Trevor Noah’s observation about American foreign policy fits perfectly: “America is like that friend who borrows money from you and then gets angry when you ask for it back.” Rubio’s tour embodied this dynamic—requesting deeper security partnerships while threatening economic punishment for countries that dare to exist in a global economy.
The Secretary’s meetings about cybercrime cooperation and defense sales occurred against the backdrop of trade policies that treat these same partners as economic adversaries. This creates the international relations equivalent of asking someone to help you move while simultaneously repossessing their truck.
USAID Shutdowns and Diplomatic Mixed Messages: The Development Disaster
The timing of Rubio’s reassurance tour coincided with the shuttering of USAID programs across multiple Southeast Asian nations, including emergency responders in earthquake-devastated Myanmar. This created the diplomatic equivalent of offering to help someone while simultaneously canceling their health insurance.
Ali Wong’s commentary on relationships applies to international development: “I don’t want to lean in. I want to lie down.” America’s approach to Southeast Asia development assistance suggests a preference for lying down on the job rather than leaning into long-term partnerships.
The cancellation of Vietnam War reconciliation projects during the conflict’s 50th anniversary added insult to historical injury. This demonstrates the kind of timing sensitivity typically associated with scheduling root canal appointments during wedding receptions.
Regional vs. Global Priorities: The Middle East Distraction Syndrome
Rubio’s cancellation of Japan and South Korea visits to attend Netanyahu’s Washington meetings sent clearer signals about American priorities than any policy statement could achieve.

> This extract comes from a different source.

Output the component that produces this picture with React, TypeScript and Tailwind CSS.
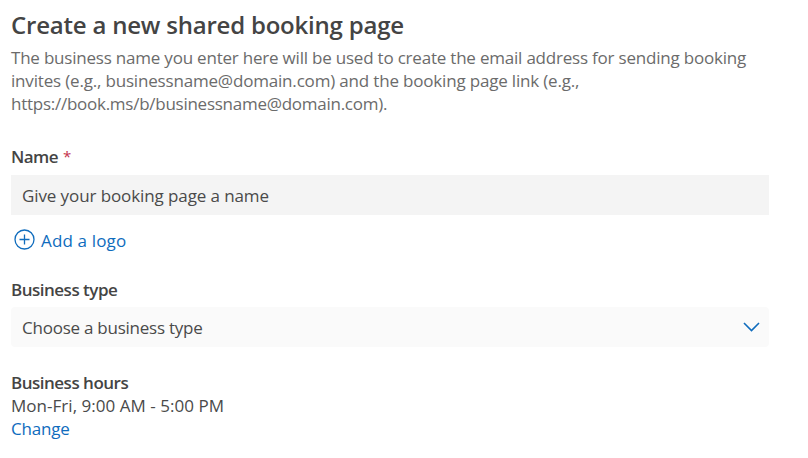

ASEAN leaders received the message that Middle Eastern crisis management trumps Pacific partnership building, literally.
Ricky Gervais once noted, “The best advice I’ve ever received is ‘no one else knows what they’re doing either.'” Rubio’s tour suggested that American foreign policy has fully embraced this philosophy, but without the comforting self-awareness that usually accompanies such admissions.
The Secretary’s earlier participation in Quad meetings with Australia, India, and Japan demonstrated America’s preference for working with established allies over building new partnerships. This approach resembles someone who only talks to their existing friends at parties while wondering why they never meet interesting new people.
The Nick Adams Appointment: When Alpha Males Meet Diplomatic Reality
Trump’s nomination of Nick Adams as ambassador to Malaysia—a figure known for “alpha male” posturing and controversial social media presence—occurred during Rubio’s charm offensive. This timing demonstrated the kind of strategic coordination typically seen in Three Stooges films.
Louis C.K.’s observation about modern communication applies to diplomatic appointments: “Everything is amazing and nobody’s happy.” The amazing opportunity to strengthen Malaysian relations meets the reality that nobody’s happy about prioritizing personality over expertise.
The simultaneous appointment of similarly unqualified candidates to Singapore suggests a systematic approach to diplomatic staffing that would make reality TV producers proud. When Singapore’s prospective ambassador demonstrated basic factual ignorance about the country during confirmation hearings, it created the international relations equivalent of hiring a vegetarian to manage a steakhouse.
Conclusion: Speed Dating Diplomacy in the Age of Twitter
Marco Rubio’s 36-hour Malaysian marathon perfectly captured the modern American approach to international relations—ambitious goals, abbreviated execution, and confused messaging that would make a broken GPS system seem coherent by comparison. The tour’s contradictions, from promising partnerships while threatening tariffs to canceling crucial ally visits for Middle Eastern photo ops, demonstrated diplomacy in the age of attention deficit disorder.
The Secretary’s well-intentioned efforts to reassure Southeast Asian partners collided with the reality of an administration that treats international relations like a real estate negotiation conducted via megaphone. His promise that regional countries might receive “better rates than others” carried all the credibility of a carnival barker promising that everyone’s a winner.
Perhaps most tellingly, Malaysian Prime Minister Anwar Ibrahim’s joke about confiscating Rubio’s passport revealed more diplomatic wisdom than most official statements. Sometimes the best diplomatic engagement requires actual time investment rather than diplomatic speed runs that leave everyone wondering what just happened.
As Wanda Sykes might say, “I’ma tell you what happened—nothing good.” Rubio’s Asian tour achieved the remarkable feat of simultaneously disappointing allies, confusing partners, and providing comedy gold for diplomatic historians. In an era where international relations increasingly resemble reality television, this tour earned multiple Emmy nominations in the “Most Unintentionally Hilarious Foreign Policy” category.